[2011-11-30-1]の記事「#947. 現代英語の前置詞一覧」で挙げたように,英語には数多くの前置詞が存在する.他の品詞から転用されたもの,語を組み合わせた複合的なもの,借用されたものなど,語源の種類はまちまちだが,周辺的なものや頻度の低いものを合わせると,ざっと200個ほどを数える.
では,これらの前置詞が古くからあったかというと,そうではない.古英語では,[2009-05-28-1]の記事「#30. 古英語の前置詞と格」で紹介した30個ほどが認められるにすぎない.すると,その他の多くの前置詞は中英語以後に発生したことになる.より具体的には,いつだったのだろうか.
MED Spelling Search より,"\(prep\.|prep\.\)" と検索してみると,254種類の前置詞を取り出すことができた.それならば中英語期に前置詞が爆発したかというと,話しはそう単純ではない.リストを眺めると,本来語要素を組み合わせた複合的な前置詞やその異形が多く,現代標準英語に伝わっていないものも多い.現代用いられている多種の前置詞は,近代英語以降に現われたと考えられる.

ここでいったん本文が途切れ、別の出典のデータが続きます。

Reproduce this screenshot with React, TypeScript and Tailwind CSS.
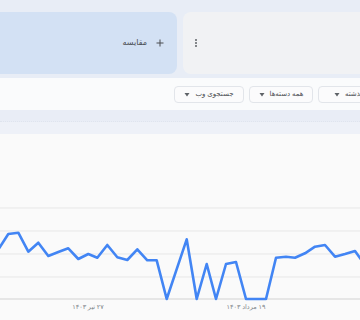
import React from "react";

// weekly interest points, in page coordinates (chart starts at y=134)
const POINTS: [number, number][] = [
  [-2, 250], [8.3, 234], [18.3, 232.7], [28.3, 251.7], [38.3, 242.7], [48.3, 256],
  [58.3, 252], [68.3, 248.3], [78.3, 259], [88.3, 254], [97.3, 257.7], [107.3, 245],
  [117.3, 257.3], [127.3, 260], [137.3, 249.3], [147.3, 260.3], [156.7, 260.3],
  [166.7, 299], [176.7, 269.2], [186.7, 239.3], [196.7, 299], [206.7, 264], [216, 299],
  [226, 264], [236, 262], [246, 299], [256, 299], [266, 299], [276, 257.7], [286, 256.7],
  [295, 257.7], [305, 253.3], [315, 246.7], [325, 245], [335, 256.7], [345, 254],
  [355, 251], [365, 265],
];

const TOP = 134;
const GRID = [208, 231, 254, 277];
const BASE = 299;

function Caret() {
  return (
    <svg width="6" height="4" viewBox="0 0 6 4" className="shrink-0">
      <path d="M0.5 0h5L3 3.5z" fill="#5f6368" />
    </svg>
  );
}

function Chip({ label, className }: { label: string; className: string }) {
  return (
    <div
      className={`flex h-[17px] shrink-0 items-center gap-[5px] rounded-[4px] border border-[#e2e5ea] bg-[#fbfbfc] ${className}`}
    >
      <Caret />
      <span dir="rtl" className="whitespace-nowrap text-[7px] leading-none text-[#4a4d51]">
        {label}
      </span>
    </div>
  );
}

function Chart() {
  const d = POINTS.map(([x, y], i) => `${i ? "L" : "M"}${x} ${y - TOP}`).join(" ");
  return (
    <svg width="360" height="186" className="block">
      {GRID.map((y) => (
        <line key={y} x1="0" x2="360" y1={y - TOP} y2={y - TOP} stroke="#e7e7e7" strokeWidth="1" />
      ))}
      <line x1="0" x2="360" y1={BASE - TOP} y2={BASE - TOP} stroke="#d2d2d2" strokeWidth="1" />
      <path d={d} fill="none" stroke="#4285f4" strokeWidth="2.6" strokeLinejoin="round" />
      <text x="88" y="175" direction="rtl" textAnchor="middle" fontSize="6.5" fill="#80868b">
        ۲۷ تیر ۱۴۰۳
      </text>
      <text x="246" y="175" direction="rtl" textAnchor="middle" fontSize="6.5" fill="#80868b">
        ۱۹ مرداد ۱۴۰۳
      </text>
    </svg>
  );
}

export default function App() {
  return (
    <div className="h-[320px] w-[360px] overflow-hidden bg-[#fafafa] font-['Roboto','DejaVu_Sans',sans-serif]">
      <div className="flex h-[78px] gap-[6px] bg-[#e8edf6] pt-[12px]">
        <div className="ml-[-23px] flex h-[62px] w-[200px] shrink-0 items-center justify-end gap-[9px] rounded-[8px] bg-[#d3e1f4] pr-[13px]">
          <span dir="rtl" className="text-[8px] leading-none text-[#4a4d51]">مقایسه</span>
          <svg width="8" height="8" viewBox="0 0 8 8">
            <path d="M4 0.5v7M0.5 4h7" stroke="#4a4d51" strokeWidth="1" />
          </svg>
        </div>
        <div className="flex h-[62px] w-[200px] shrink-0 items-center rounded-[8px] bg-[#f1f2f4] pl-[12px]">
          <div className="flex flex-col gap-[1px]">
            <span className="h-[2px] w-[2px] rounded-full bg-[#5f6368]" />
            <span className="h-[2px] w-[2px] rounded-full bg-[#5f6368]" />
            <span className="h-[2px] w-[2px] rounded-full bg-[#5f6368]" />
          </div>
        </div>
      </div>

      <div className="flex h-[32px] items-start gap-[5px] bg-[#fafbfc] pl-[174px] pt-[8px]">
        <Chip label="جستجوی وب" className="w-[70px] justify-center" />
        <Chip label="همه دسته‌ها" className="w-[64px] justify-center" />
        <Chip label="۱۲ ماه گذشته" className="w-[80px] pl-[15px]" />
      </div>

      <div className="h-[12px] border-b border-dotted border-[#dfe4ee] bg-[#e9edf6]" />
      <div className="h-[12px] bg-[#eef1f8]" />

      <Chart />
    </div>
  );
}
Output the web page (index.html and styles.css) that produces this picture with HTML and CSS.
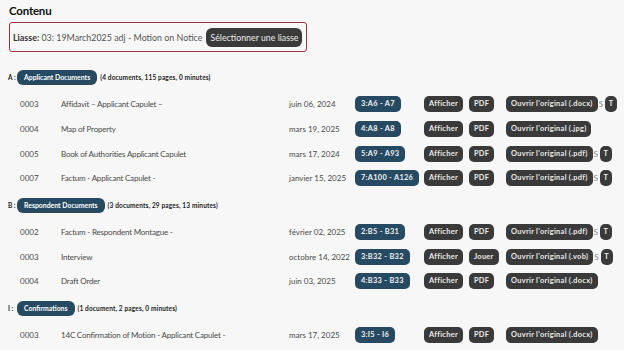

個々の前置詞の初出年を OED などで丹念に調べてゆけばよいのだろうが,そこまでは行なっていない.代わりに,この問題に触れている Schmitt and Marsden (66) の記述を引用しよう.
In Early Modern English, many prepositions still had a far wider range of meanings than they do today. Now they are quite restricted in use, with consequent difficulties for learners. One reason for the changes is that many new prepositions and sprecialized prepositional phrases came into use in later Middle English and Early Modern English, meaning that the scope for each word became smaller. For example. several earlier functions of by were taken over by near, in accordance with, about, concerning, by reason of, and owing to; for came to be replaced often by because of or as regards; and prepositional but became almost wholly replaced by unless, except, or bar (though it survives in the phrase all but you).
この記述によると,爆発期は後期中英語から初期近代英語にかけてであり,既存の前置詞の意味の狭めを伴っていたということになる.残念ながらこの言及を支持する典拠が Schmitt and Marsden には挙げられていなかった.他の文献でも簡単に調べてみたが,関連しそうな言及にはたどりつかなかった.Gelderen (176) に,ラテン語に由来する前置詞 per, plus, via が近代英語期に現われたことが触れられていたくらいである(それぞれ1528年, 1668年, 1779年).現時点ではこれ以上詳しいことはわかっていない.
・ Schmitt, Norbert, and Richard Marsden. Why Is English Like That? Ann Arbor, Mich.: U of Michigan P, 2006.
・ Gelderen, Elly van. A History of the English Language. Amsterdam, John Benjamins, 2006.